[WORK INSTRUCTIONS] Exclude the pictures and return every line exactly as written.
— BEGIN DATA SEGMENT —
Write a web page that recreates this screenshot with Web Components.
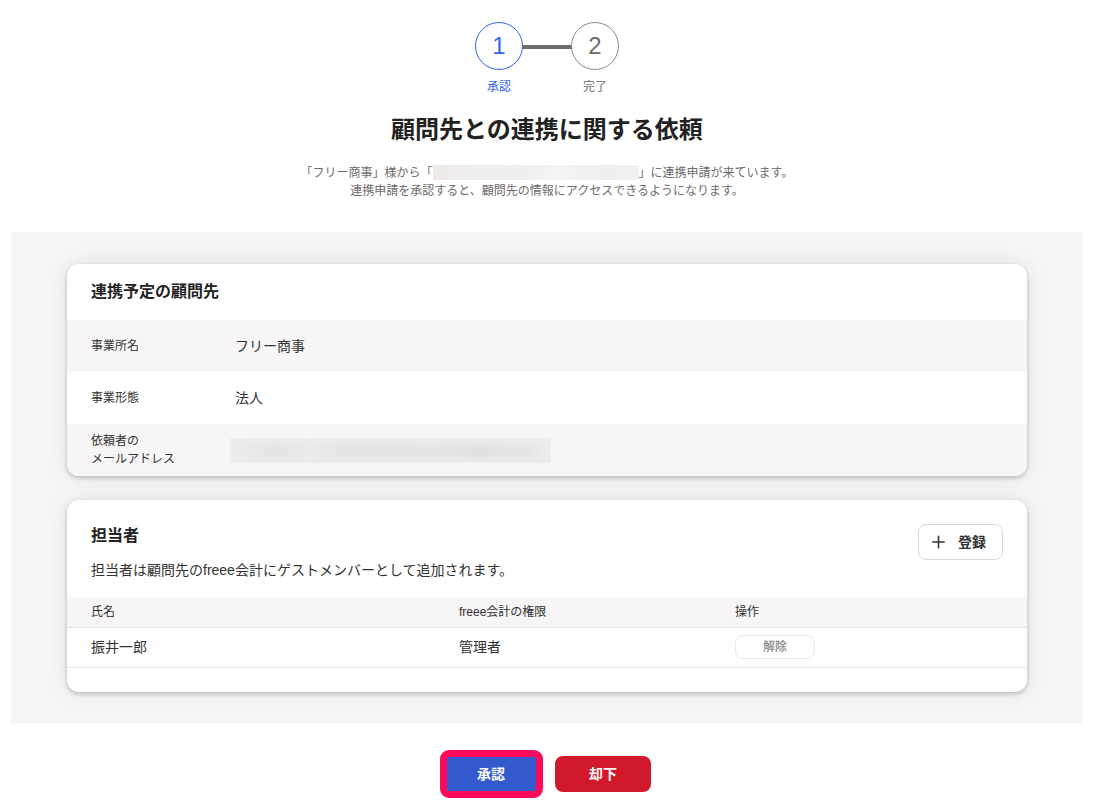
<!DOCTYPE html>
<html lang="ja">
<head>
<meta charset="utf-8">
<meta name="viewport" content="width=device-width, initial-scale=1">
<title>顧問先との連携に関する依頼</title>
<style>
  body {
    margin: 0;
    background: #fff;
    color: #323232;
    font: 14px/20px "Liberation Sans", "Noto Sans CJK JP", sans-serif;
    --primary: #3264f0;
    --ink: #222;
    --muted: #6e6b6b;
    --surface: #f7f5f6;
  }
</style>
</head>
<body>
<link-request-page>
  <step-list slot="steps">
    <step-item number="1" current>承認</step-item>
    <step-item number="2">完了</step-item>
  </step-list>
  <page-intro slot="intro">
    <span slot="title">顧問先との連携に関する依頼</span>
    「フリー商事」様から「<masked-text></masked-text>」に連携申請が来ています。<br>連携申請を承認すると、顧問先の情報にアクセスできるようになります。
  </page-intro>
  <client-card></client-card>
  <member-card></member-card>
  <action-button slot="actions" highlighted>承認</action-button>
  <action-button slot="actions" variant="danger">却下</action-button>
</link-request-page>

<script>
const define = (name, html, setup) => {
  const template = document.createElement('template');
  template.innerHTML = html;
  customElements.define(name, class extends HTMLElement {
    constructor() {
      super();
      this.attachShadow({ mode: 'open' }).append(template.content.cloneNode(true));
    }
    connectedCallback() {
      if (setup) setup(this, this.shadowRoot);
    }
  });
};

define('link-request-page', `
  <style>
    :host { display: block; }
    header { padding: 22px 12px 32px; }
    main { margin: 0 12px 0 11px; }
    .panel { background: var(--surface); padding: 32px 56px; display: grid; gap: 24px; }
    .actions { display: flex; justify-content: center; gap: 16px; padding: 32px 0 12px; }
  </style>
  <main>
    <header><slot name="steps"></slot><slot name="intro"></slot></header>
    <div class="panel"><slot></slot></div>
    <div class="actions"><slot name="actions"></slot></div>
  </main>`);

define('step-list', `
  <style>
    :host { display: flex; justify-content: center; gap: 48px; }
  </style>
  <slot></slot>`);

define('step-item', `
  <style>
    :host { display: block; width: 48px; text-align: center; color: var(--muted); font-size: 12px; line-height: 18px; }
    :host([current]) { color: var(--primary); }
    .circle {
      box-sizing: border-box; position: relative;
      display: flex; align-items: center; justify-content: center;
      height: 48px; margin-bottom: 8px; border: 1px solid #8c8989; border-radius: 50%;
      font-size: 24px; line-height: 24px;
    }
    :host([current]) .circle { border-color: var(--primary); }
    :host(:not(:last-of-type)) .circle::after {
      content: ""; position: absolute; left: 100%; top: 22px; width: 50px; height: 4px; background: var(--muted);
    }
  </style>
  <div class="circle"></div>
  <div><slot></slot></div>`,
  (host, root) => { root.querySelector('.circle').textContent = host.getAttribute('number'); });

define('page-intro', `
  <style>
    :host { display: block; text-align: center; }
    h1 { margin: 16px 0; font-size: 24px; line-height: 36px; font-weight: 700; color: var(--ink); }
    p { margin: 0; font-size: 12px; line-height: 18px; color: var(--muted); }
  </style>
  <h1><slot name="title"></slot></h1>
  <p><slot></slot></p>`);

define('masked-text', `
  <style>
    :host {
      display: inline-block; vertical-align: top; width: 206px; height: 15px; margin-top: 1px;
      background: linear-gradient(90deg, #f0e9e8, #efedec 12%, #efefef 45%, #f4f4f4 60%, #eeeeee 85%, #f2f2f2);
    }
    :host([wide]) {
      display: block; width: 321px; height: 25px; margin-top: 0;
      background:
        linear-gradient(180deg, #eeedee, #eeedee00 45% 60%, #eeedee),
        linear-gradient(90deg, #eeedee, #e3e3e3 14%, #ebeaeb 25%, #e4e4e4 35% 55%, #e6e5e6 65%, #e0e0e0 79%, #e6e5e6 86% 93%, #eeedee);
    }
  </style>`);

define('content-card', `
  <style>
    :host {
      display: block; overflow: hidden; background: #fff; border-radius: 12px;
      box-shadow: 0 0 20px rgba(0, 0, 0, .1), 0 2px 4px rgba(0, 0, 0, .2);
    }
  </style>
  <slot></slot>`);

define('client-card', `
  <style>
    :host { display: block; }
    h2 { margin: 0; padding: 16px 24px; font-size: 16px; line-height: 24px; color: var(--ink); }
    dl { margin: 0; }
    .row { display: grid; grid-template-columns: 144px 1fr; align-items: center; height: 52px; padding: 0 24px; }
    .row:nth-child(odd) { background: var(--surface); }
    dt { font-size: 12px; line-height: 18px; }
    dd { margin: 0; }
    masked-text { margin-left: -5px; }
  </style>
  <content-card>
    <h2>連携予定の顧問先</h2>
    <dl>
      <div class="row"><dt>事業所名</dt><dd>フリー商事</dd></div>
      <div class="row"><dt>事業形態</dt><dd>法人</dd></div>
      <div class="row"><dt>依頼者の<br>メールアドレス</dt><dd><masked-text wide></masked-text></dd></div>
    </dl>
  </content-card>`);

define('member-card', `
  <style>
    :host { display: block; }
    .head { display: flex; justify-content: space-between; align-items: flex-start; padding: 24px 24px 16px; }
    h2 { margin: 0 0 12px; font-size: 16px; line-height: 24px; color: var(--ink); }
    p { margin: 0; line-height: 21px; }
    button { box-sizing: border-box; font: inherit; font-weight: 700; color: inherit; background: #fff; border: 1px solid #dcd9d9; border-radius: 8px; }
    .add { display: flex; align-items: center; gap: 12px; height: 36px; padding: 0 16px 0 12px; }
    .add svg { display: block; }
    .remove { display: block; width: 80px; height: 24px; padding: 0; font-size: 12px; line-height: 18px; color: #9a9898; border-color: #ebe8e8; }
    table { width: 100%; margin-bottom: 24px; border-collapse: separate; border-spacing: 0; table-layout: fixed; }
    th, td { box-sizing: border-box; padding: 0 24px; border-bottom: 1px solid #e6e4e4; text-align: left; vertical-align: middle; font-weight: 400; }
    th { height: 31px; background: var(--surface); font-size: 12px; line-height: 18px; }
    td { height: 40px; padding-bottom: 2px; }
    .name { width: 368px; }
    .role { width: 276px; }
  </style>
  <content-card>
    <div class="head">
      <div>
        <h2>担当者</h2>
        <p>担当者は顧問先のfreee会計にゲストメンバーとして追加されます。</p>
      </div>
      <button class="add" type="button">
        <svg width="15" height="14" viewBox="0 0 15 14" fill="none" stroke="#323232" stroke-width="1.6" stroke-linecap="round" aria-hidden="true"><path d="M1.8 7H13.2M7.5 1.3V12.7"/></svg>
        登録
      </button>
    </div>
    <table>
      <thead><tr><th class="name" scope="col">氏名</th><th class="role" scope="col">freee会計の権限</th><th scope="col">操作</th></tr></thead>
      <tbody><tr><td>振井一郎</td><td>管理者</td><td><button class="remove" type="button" disabled>解除</button></td></tr></tbody>
    </table>
  </content-card>`);

define('action-button', `
  <style>
    :host { display: block; position: relative; }
    button {
      display: block; width: 96px; height: 36px; padding: 0; border: 0; border-radius: 8px;
      background: #325acd; color: #fff; font: inherit; font-weight: 700;
    }
    :host([variant="danger"]) button { background: #d2182b; }
    :host([highlighted])::after {
      content: ""; position: absolute; inset: -6px -4px -6px -3px;
      border: 7px solid #ff0a5a; border-radius: 9px; pointer-events: none;
    }
  </style>
  <button type="button"><slot></slot></button>`);
</script>
</body>
</html>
— END DATA SEGMENT —
[EXERCISE ANSWER]
Write a web page that recreates this screenshot with Web Components.
<!DOCTYPE html>
<html lang="ja">
<head>
<meta charset="utf-8">
<meta name="viewport" content="width=device-width, initial-scale=1">
<title>顧問先との連携に関する依頼</title>
<style>
  body {
    margin: 0;
    background: #fff;
    color: #323232;
    font: 14px/20px "Liberation Sans", "Noto Sans CJK JP", sans-serif;
    --primary: #3264f0;
    --ink: #222;
    --muted: #6e6b6b;
    --surface: #f7f5f6;
  }
</style>
</head>
<body>
<link-request-page>
  <step-list slot="steps">
    <step-item number="1" current>承認</step-item>
    <step-item number="2">完了</step-item>
  </step-list>
  <page-intro slot="intro">
    <span slot="title">顧問先との連携に関する依頼</span>
    「フリー商事」様から「<masked-text></masked-text>」に連携申請が来ています。<br>連携申請を承認すると、顧問先の情報にアクセスできるようになります。
  </page-intro>
  <client-card></client-card>
  <member-card></member-card>
  <action-button slot="actions" highlighted>承認</action-button>
  <action-button slot="actions" variant="danger">却下</action-button>
</link-request-page>

<script>
const define = (name, html, setup) => {
  const template = document.createElement('template');
  template.innerHTML = html;
  customElements.define(name, class extends HTMLElement {
    constructor() {
      super();
      this.attachShadow({ mode: 'open' }).append(template.content.cloneNode(true));
    }
    connectedCallback() {
      if (setup) setup(this, this.shadowRoot);
    }
  });
};

define('link-request-page', `
  <style>
    :host { display: block; }
    header { padding: 22px 12px 32px; }
    main { margin: 0 12px 0 11px; }
    .panel { background: var(--surface); padding: 32px 56px; display: grid; gap: 24px; }
    .actions { display: flex; justify-content: center; gap: 16px; padding: 32px 0 12px; }
  </style>
  <main>
    <header><slot name="steps"></slot><slot name="intro"></slot></header>
    <div class="panel"><slot></slot></div>
    <div class="actions"><slot name="actions"></slot></div>
  </main>`);

define('step-list', `
  <style>
    :host { display: flex; justify-content: center; gap: 48px; }
  </style>
  <slot></slot>`);

define('step-item', `
  <style>
    :host { display: block; width: 48px; text-align: center; color: var(--muted); font-size: 12px; line-height: 18px; }
    :host([current]) { color: var(--primary); }
    .circle {
      box-sizing: border-box; position: relative;
      display: flex; align-items: center; justify-content: center;
      height: 48px; margin-bottom: 8px; border: 1px solid #8c8989; border-radius: 50%;
      font-size: 24px; line-height: 24px;
    }
    :host([current]) .circle { border-color: var(--primary); }
    :host(:not(:last-of-type)) .circle::after {
      content: ""; position: absolute; left: 100%; top: 22px; width: 50px; height: 4px; background: var(--muted);
    }
  </style>
  <div class="circle"></div>
  <div><slot></slot></div>`,
  (host, root) => { root.querySelector('.circle').textContent = host.getAttribute('number'); });

define('page-intro', `
  <style>
    :host { display: block; text-align: center; }
    h1 { margin: 16px 0; font-size: 24px; line-height: 36px; font-weight: 700; color: var(--ink); }
    p { margin: 0; font-size: 12px; line-height: 18px; color: var(--muted); }
  </style>
  <h1><slot name="title"></slot></h1>
  <p><slot></slot></p>`);

define('masked-text', `
  <style>
    :host {
      display: inline-block; vertical-align: top; width: 206px; height: 15px; margin-top: 1px;
      background: linear-gradient(90deg, #f0e9e8, #efedec 12%, #efefef 45%, #f4f4f4 60%, #eeeeee 85%, #f2f2f2);
    }
    :host([wide]) {
      display: block; width: 321px; height: 25px; margin-top: 0;
      background:
        linear-gradient(180deg, #eeedee, #eeedee00 45% 60%, #eeedee),
        linear-gradient(90deg, #eeedee, #e3e3e3 14%, #ebeaeb 25%, #e4e4e4 35% 55%, #e6e5e6 65%, #e0e0e0 79%, #e6e5e6 86% 93%, #eeedee);
    }
  </style>`);

define('content-card', `
  <style>
    :host {
      display: block; overflow: hidden; background: #fff; border-radius: 12px;
      box-shadow: 0 0 20px rgba(0, 0, 0, .1), 0 2px 4px rgba(0, 0, 0, .2);
    }
  </style>
  <slot></slot>`);

define('client-card', `
  <style>
    :host { display: block; }
    h2 { margin: 0; padding: 16px 24px; font-size: 16px; line-height: 24px; color: var(--ink); }
    dl { margin: 0; }
    .row { display: grid; grid-template-columns: 144px 1fr; align-items: center; height: 52px; padding: 0 24px; }
    .row:nth-child(odd) { background: var(--surface); }
    dt { font-size: 12px; line-height: 18px; }
    dd { margin: 0; }
    masked-text { margin-left: -5px; }
  </style>
  <content-card>
    <h2>連携予定の顧問先</h2>
    <dl>
      <div class="row"><dt>事業所名</dt><dd>フリー商事</dd></div>
      <div class="row"><dt>事業形態</dt><dd>法人</dd></div>
      <div class="row"><dt>依頼者の<br>メールアドレス</dt><dd><masked-text wide></masked-text></dd></div>
    </dl>
  </content-card>`);

define('member-card', `
  <style>
    :host { display: block; }
    .head { display: flex; justify-content: space-between; align-items: flex-start; padding: 24px 24px 16px; }
    h2 { margin: 0 0 12px; font-size: 16px; line-height: 24px; color: var(--ink); }
    p { margin: 0; line-height: 21px; }
    button { box-sizing: border-box; font: inherit; font-weight: 700; color: inherit; background: #fff; border: 1px solid #dcd9d9; border-radius: 8px; }
    .add { display: flex; align-items: center; gap: 12px; height: 36px; padding: 0 16px 0 12px; }
    .add svg { display: block; }
    .remove { display: block; width: 80px; height: 24px; padding: 0; font-size: 12px; line-height: 18px; color: #9a9898; border-color: #ebe8e8; }
    table { width: 100%; margin-bottom: 24px; border-collapse: separate; border-spacing: 0; table-layout: fixed; }
    th, td { box-sizing: border-box; padding: 0 24px; border-bottom: 1px solid #e6e4e4; text-align: left; vertical-align: middle; font-weight: 400; }
    th { height: 31px; background: var(--surface); font-size: 12px; line-height: 18px; }
    td { height: 40px; padding-bottom: 2px; }
    .name { width: 368px; }
    .role { width: 276px; }
  </style>
  <content-card>
    <div class="head">
      <div>
        <h2>担当者</h2>
        <p>担当者は顧問先のfreee会計にゲストメンバーとして追加されます。</p>
      </div>
      <button class="add" type="button">
        <svg width="15" height="14" viewBox="0 0 15 14" fill="none" stroke="#323232" stroke-width="1.6" stroke-linecap="round" aria-hidden="true"><path d="M1.8 7H13.2M7.5 1.3V12.7"/></svg>
        登録
      </button>
    </div>
    <table>
      <thead><tr><th class="name" scope="col">氏名</th><th class="role" scope="col">freee会計の権限</th><th scope="col">操作</th></tr></thead>
      <tbody><tr><td>振井一郎</td><td>管理者</td><td><button class="remove" type="button" disabled>解除</button></td></tr></tbody>
    </table>
  </content-card>`);

define('action-button', `
  <style>
    :host { display: block; position: relative; }
    button {
      display: block; width: 96px; height: 36px; padding: 0; border: 0; border-radius: 8px;
      background: #325acd; color: #fff; font: inherit; font-weight: 700;
    }
    :host([variant="danger"]) button { background: #d2182b; }
    :host([highlighted])::after {
      content: ""; position: absolute; inset: -6px -4px -6px -3px;
      border: 7px solid #ff0a5a; border-radius: 9px; pointer-events: none;
    }
  </style>
  <button type="button"><slot></slot></button>`);
</script>
</body>
</html>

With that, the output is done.